Meth arrests not expected to slow down

By Kevin Wilson

Local law-enforcement officials have stepped up efforts to arrest producers and distributors of methamphetamine, issuing seven search warrants and making 12 arrests in the last 10 days.
However, there is a feeling the arrests are just the tip of the iceberg.
“I do not expect this to let up,” said Capt. Lonnie Berry of the Portales Police Department, which has been working with other area agencies to combat the production and distribution of the highly addictive stimulant.
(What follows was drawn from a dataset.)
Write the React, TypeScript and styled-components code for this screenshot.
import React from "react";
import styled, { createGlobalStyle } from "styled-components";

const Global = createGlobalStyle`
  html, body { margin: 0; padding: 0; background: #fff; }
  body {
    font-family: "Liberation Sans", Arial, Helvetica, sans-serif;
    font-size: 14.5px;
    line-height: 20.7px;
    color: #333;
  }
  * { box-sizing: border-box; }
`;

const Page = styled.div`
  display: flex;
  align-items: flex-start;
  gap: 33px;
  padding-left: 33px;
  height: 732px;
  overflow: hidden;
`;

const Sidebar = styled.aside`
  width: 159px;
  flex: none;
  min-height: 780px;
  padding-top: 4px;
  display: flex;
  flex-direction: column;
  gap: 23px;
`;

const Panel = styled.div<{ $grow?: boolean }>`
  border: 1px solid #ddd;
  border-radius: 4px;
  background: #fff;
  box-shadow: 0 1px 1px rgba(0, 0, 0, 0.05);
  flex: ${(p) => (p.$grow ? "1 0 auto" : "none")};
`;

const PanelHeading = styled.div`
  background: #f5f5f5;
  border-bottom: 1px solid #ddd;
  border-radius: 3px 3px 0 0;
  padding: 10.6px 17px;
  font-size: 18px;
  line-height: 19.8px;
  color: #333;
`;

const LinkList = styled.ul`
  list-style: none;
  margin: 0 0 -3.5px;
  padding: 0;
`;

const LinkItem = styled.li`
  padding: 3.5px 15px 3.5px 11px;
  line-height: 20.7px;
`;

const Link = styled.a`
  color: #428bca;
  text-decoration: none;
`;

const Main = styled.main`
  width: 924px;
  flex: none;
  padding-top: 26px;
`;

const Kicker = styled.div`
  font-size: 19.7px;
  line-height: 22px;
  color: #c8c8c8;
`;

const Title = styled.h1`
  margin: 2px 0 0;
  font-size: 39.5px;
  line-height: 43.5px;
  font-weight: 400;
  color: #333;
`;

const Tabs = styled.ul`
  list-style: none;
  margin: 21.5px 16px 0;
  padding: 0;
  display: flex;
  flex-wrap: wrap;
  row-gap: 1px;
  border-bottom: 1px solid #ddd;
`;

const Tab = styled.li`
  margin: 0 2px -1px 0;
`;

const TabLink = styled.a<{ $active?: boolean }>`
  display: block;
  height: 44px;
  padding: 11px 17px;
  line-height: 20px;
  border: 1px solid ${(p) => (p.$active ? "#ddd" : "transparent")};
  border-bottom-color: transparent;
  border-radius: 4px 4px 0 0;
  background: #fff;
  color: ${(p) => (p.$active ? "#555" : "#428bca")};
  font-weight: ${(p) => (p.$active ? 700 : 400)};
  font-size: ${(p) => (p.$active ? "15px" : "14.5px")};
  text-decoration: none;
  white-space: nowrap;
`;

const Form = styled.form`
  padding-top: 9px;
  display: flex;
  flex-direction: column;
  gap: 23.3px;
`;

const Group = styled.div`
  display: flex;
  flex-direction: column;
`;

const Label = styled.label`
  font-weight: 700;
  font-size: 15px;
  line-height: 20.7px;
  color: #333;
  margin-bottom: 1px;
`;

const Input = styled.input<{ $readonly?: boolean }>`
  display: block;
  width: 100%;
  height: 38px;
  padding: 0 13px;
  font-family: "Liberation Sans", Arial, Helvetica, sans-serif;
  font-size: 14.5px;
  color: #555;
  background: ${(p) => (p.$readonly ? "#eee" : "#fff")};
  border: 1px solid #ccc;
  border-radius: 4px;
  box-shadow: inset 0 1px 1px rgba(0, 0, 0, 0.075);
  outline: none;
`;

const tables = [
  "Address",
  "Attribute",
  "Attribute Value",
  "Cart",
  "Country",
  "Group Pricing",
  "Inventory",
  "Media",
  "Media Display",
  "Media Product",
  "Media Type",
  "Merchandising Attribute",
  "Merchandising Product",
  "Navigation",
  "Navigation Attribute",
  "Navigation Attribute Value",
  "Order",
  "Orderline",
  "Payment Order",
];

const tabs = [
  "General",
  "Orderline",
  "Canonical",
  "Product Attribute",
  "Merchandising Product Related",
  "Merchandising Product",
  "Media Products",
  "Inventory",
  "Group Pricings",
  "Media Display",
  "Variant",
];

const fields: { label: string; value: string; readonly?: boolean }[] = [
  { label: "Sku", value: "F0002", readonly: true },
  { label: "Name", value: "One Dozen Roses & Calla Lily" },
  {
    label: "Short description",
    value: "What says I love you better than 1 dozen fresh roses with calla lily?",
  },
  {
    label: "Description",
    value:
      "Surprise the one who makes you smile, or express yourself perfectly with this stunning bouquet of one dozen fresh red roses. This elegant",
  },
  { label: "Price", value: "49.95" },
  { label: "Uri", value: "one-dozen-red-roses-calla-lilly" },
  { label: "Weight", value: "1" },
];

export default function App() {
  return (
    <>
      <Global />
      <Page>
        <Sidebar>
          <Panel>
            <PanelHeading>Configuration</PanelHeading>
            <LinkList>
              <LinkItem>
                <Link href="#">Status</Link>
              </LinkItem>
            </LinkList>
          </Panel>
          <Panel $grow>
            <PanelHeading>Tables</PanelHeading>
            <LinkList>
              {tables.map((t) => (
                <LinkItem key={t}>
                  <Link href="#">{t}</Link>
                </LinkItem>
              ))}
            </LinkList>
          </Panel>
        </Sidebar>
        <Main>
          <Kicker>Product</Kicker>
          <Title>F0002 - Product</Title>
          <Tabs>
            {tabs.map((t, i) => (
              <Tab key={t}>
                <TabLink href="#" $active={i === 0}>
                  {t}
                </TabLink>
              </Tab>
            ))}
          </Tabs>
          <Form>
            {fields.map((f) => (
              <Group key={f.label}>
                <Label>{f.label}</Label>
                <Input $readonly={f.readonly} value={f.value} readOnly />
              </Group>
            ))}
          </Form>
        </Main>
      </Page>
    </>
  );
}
“We’re stepping up more of an effort,” Berry said. “We want to be more pro-active in enforcement. It’s just a combined thing with us and the sheriff’s department. The adult probation office has really stepped up to help us.”
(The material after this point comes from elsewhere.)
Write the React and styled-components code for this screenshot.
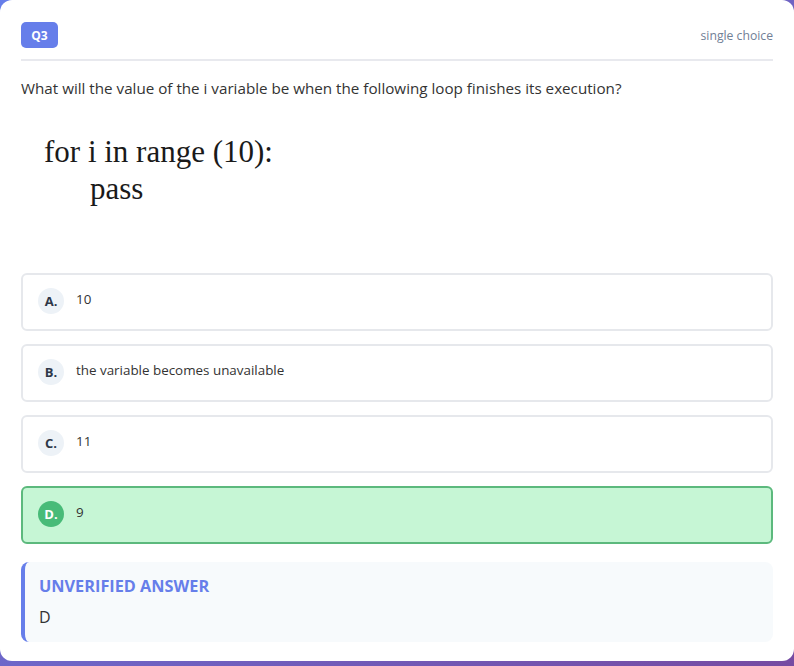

Berry said the departments had a meeting on March 21 and decided to work to keep Portales and Roosevelt County from being a prime location to set up a meth lab.
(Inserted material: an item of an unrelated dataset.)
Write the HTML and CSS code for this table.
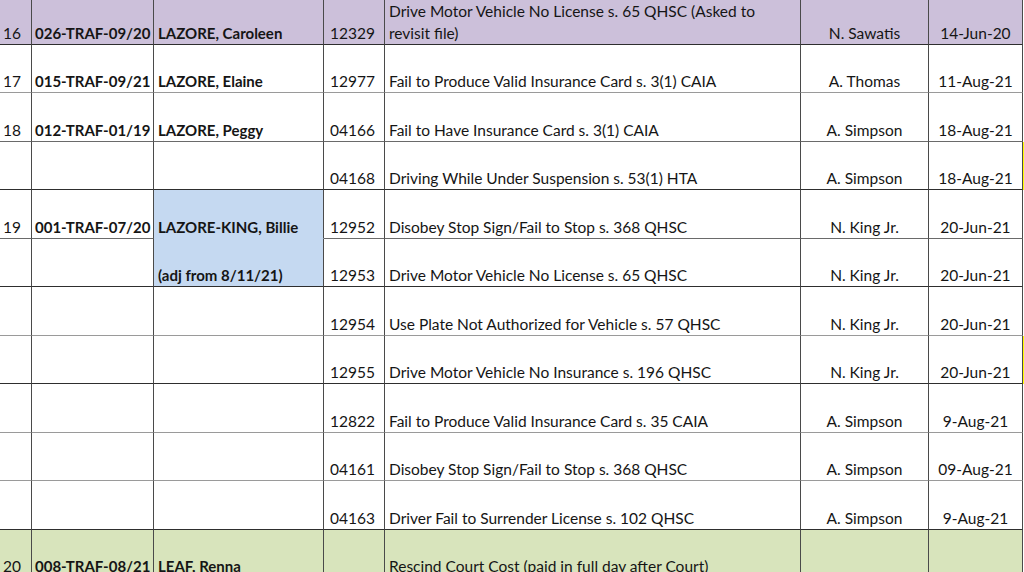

“After the most recent homicide,” Berry said, “we thought it would be a time to do some heavy narcotic enforcement to get an edge on the methamphetamine use in Portales and more specifically the methamphetamine sales.”
Berry would not say whether or not officials believe the slayings of Odis and Doris Newman early in March were drug-related, but said the investigation turned up a lot of narcotic information.
Methamphetamine, officials say, is a problem drug in smaller communities. Part of that may be due to the ease of producing the drug. Many Internet sites give detailed instructions on producing methamphetamine and the ingredients used are common household items.
Two key ingredients in meth production are iodine and anhydrous ammonia, which are used by dairies and farms, respectively. Iodine is used as a disinfectant for a cow’s teats, while anhydrous ammonia is used as a fertilizer.
Though methamphetamine has been around for more than two decades, some in the dairy industry said they are just becoming aware of the chemicals involved.
“I don’t think it would be that easy to get (iodine) from the dairy,” said Portales’ Alva Carter, who is the chairman of the Southwest Dairy Farmers of America council. “In most of the dairies here in Roosevelt County, (iodine) would be in 55-gallon drums.”
Other common meth-making ingredients include aluminum foil, starter fluid, paint thinner, benzene, cold medicine and ephedrine.
The goal of law enforcement, Berry said, is to target small dealers in an effort to send a message to larger distributors to avoid setting up shop in Portales.
So far, none of the arrests made have provided connections to bigger meth producers. In fact, Berry said the seven search warrants are in no way connected to each other.
Two arrests were made within three blocks of each other near City Park according to arrest reports, but Berry said one of those arrests happened through a delivery sting.
“Methamphetamine doesn’t seem to be a drug that’s with one race or one gender,” said Berry, who said the ages of those arrested have ranged from 18 to mid-50s.